Clay came back. I couldn't talk. I sat through the night on that balcony in Miami, trying to get a fix on the moon.

The next morning I called both doctors who had given me pills. I wanted a nice, neat medical explanation for the debilitating fears and mental confusion that had stricken me for the last half year, beginning with the Redpants blowback. The concept of posttraumatic stress syndrome was not yet recognized. Doctors confirmed that the two drugs (one a barbiturate, the other a mood elevator) were colliding in a violent chemical reaction. All I had to do was stay in bed for a day and wait for it to go away. But “it” was much bigger than that.

Around 8
P.M.
I snapped off the idiot box. It didn't go off. I passed in front of the TV set and bent over to pick up a chain-link belt. A hissing sound escaped from the set. I felt current sizzling through me. The shock knocked me over. I looked back. A jellyfish of fiendish hues was spreading across the screen. Was this a drug trip or was I coming undone?

The phone was in the other bedroom. It was beyond the window wall with its balcony hung over the water. Black water sliced by silver knives. The sliding doors were open. Wind sucked at the curtains. Suddenly, I was afraid to walk past that window wall. If I so much as went near that balcony, I would lose my balance and go over the edge.
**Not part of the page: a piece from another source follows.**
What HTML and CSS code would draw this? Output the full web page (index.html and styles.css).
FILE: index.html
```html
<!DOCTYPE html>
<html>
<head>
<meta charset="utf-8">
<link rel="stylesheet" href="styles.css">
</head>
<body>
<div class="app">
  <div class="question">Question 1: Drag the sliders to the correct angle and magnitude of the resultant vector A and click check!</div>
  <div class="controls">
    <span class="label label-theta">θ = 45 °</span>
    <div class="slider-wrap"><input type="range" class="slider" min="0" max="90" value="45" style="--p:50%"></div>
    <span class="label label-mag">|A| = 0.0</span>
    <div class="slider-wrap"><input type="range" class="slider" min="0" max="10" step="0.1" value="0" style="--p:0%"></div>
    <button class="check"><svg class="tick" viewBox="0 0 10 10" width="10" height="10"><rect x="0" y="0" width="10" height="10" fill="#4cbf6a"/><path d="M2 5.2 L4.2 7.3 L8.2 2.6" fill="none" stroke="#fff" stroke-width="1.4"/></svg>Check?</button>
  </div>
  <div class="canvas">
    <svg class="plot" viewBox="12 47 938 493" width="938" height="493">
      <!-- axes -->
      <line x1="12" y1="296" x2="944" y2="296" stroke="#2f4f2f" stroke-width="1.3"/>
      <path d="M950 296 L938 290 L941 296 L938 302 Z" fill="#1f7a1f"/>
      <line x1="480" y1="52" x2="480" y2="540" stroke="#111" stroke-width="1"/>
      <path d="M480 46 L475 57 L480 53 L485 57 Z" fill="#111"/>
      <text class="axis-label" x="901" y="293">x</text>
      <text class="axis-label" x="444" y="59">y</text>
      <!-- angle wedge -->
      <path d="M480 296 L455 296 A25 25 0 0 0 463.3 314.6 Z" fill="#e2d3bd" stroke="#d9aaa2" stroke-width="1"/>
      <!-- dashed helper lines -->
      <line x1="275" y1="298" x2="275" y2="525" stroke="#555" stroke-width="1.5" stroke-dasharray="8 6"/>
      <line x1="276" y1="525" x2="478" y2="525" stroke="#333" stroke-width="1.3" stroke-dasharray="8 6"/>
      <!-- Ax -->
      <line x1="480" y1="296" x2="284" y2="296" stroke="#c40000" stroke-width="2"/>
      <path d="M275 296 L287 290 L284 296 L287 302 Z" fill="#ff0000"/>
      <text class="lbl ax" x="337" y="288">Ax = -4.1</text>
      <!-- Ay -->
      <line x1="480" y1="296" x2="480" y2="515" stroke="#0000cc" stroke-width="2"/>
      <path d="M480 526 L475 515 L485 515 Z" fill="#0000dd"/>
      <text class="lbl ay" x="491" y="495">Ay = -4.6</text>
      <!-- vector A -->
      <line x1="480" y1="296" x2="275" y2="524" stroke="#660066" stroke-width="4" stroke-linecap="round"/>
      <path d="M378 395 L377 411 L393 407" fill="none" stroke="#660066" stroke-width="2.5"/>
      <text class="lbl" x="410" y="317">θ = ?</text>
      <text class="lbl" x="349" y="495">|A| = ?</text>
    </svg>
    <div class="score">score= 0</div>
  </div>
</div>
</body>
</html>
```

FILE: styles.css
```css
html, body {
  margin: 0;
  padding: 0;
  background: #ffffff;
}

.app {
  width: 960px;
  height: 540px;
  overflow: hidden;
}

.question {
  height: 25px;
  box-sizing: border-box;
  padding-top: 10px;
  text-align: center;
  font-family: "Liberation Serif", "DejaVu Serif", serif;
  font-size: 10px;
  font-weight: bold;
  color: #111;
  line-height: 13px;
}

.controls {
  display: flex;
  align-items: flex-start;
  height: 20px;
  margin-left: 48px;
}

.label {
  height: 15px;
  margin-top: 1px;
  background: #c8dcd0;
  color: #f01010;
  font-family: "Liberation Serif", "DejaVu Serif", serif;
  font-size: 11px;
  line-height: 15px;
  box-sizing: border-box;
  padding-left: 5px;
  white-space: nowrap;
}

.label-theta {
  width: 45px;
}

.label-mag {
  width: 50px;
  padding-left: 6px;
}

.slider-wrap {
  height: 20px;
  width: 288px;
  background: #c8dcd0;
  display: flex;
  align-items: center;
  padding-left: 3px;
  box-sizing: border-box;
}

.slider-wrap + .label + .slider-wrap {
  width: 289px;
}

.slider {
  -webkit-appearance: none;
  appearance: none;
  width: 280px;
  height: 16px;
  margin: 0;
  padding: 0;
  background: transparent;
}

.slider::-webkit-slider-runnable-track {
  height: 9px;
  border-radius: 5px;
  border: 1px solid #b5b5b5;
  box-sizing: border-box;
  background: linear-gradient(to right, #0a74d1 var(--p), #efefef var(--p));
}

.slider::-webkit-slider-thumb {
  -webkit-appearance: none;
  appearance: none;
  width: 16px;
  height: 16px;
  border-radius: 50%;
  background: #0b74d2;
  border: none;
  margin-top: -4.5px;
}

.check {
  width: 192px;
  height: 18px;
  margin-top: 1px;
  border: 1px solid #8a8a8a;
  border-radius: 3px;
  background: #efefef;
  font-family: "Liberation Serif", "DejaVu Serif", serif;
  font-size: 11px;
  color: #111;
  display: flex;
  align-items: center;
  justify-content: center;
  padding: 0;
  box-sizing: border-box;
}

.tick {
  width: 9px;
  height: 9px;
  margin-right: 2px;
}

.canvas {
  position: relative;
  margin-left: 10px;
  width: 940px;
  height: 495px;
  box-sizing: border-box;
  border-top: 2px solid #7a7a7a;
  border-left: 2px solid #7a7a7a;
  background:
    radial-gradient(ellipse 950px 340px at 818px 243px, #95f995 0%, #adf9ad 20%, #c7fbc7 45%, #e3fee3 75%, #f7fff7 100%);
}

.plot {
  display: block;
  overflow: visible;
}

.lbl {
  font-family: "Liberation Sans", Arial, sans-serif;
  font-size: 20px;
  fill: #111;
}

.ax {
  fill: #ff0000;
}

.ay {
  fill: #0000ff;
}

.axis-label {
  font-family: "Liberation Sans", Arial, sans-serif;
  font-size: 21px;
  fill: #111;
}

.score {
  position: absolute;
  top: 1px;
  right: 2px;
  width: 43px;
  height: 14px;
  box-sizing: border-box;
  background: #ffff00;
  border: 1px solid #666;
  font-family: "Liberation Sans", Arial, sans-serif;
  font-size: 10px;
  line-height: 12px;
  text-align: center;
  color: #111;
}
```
I crouched down. Crablike, I inched across the gaping room. I tried to tell myself this was ridiculous. But when I stood, my limbs went wobbly. The thought persisted,
If only I can reach the right person, this nightmare will go away.

Ireland could be explained. Real bullets had threatened my life from the outside. My fears were appropriate. Now the destructive force seemed to be inside me. I was my own event. I could not escape it. Something alien, unspeakable but undeniable, had begun to inhabit me.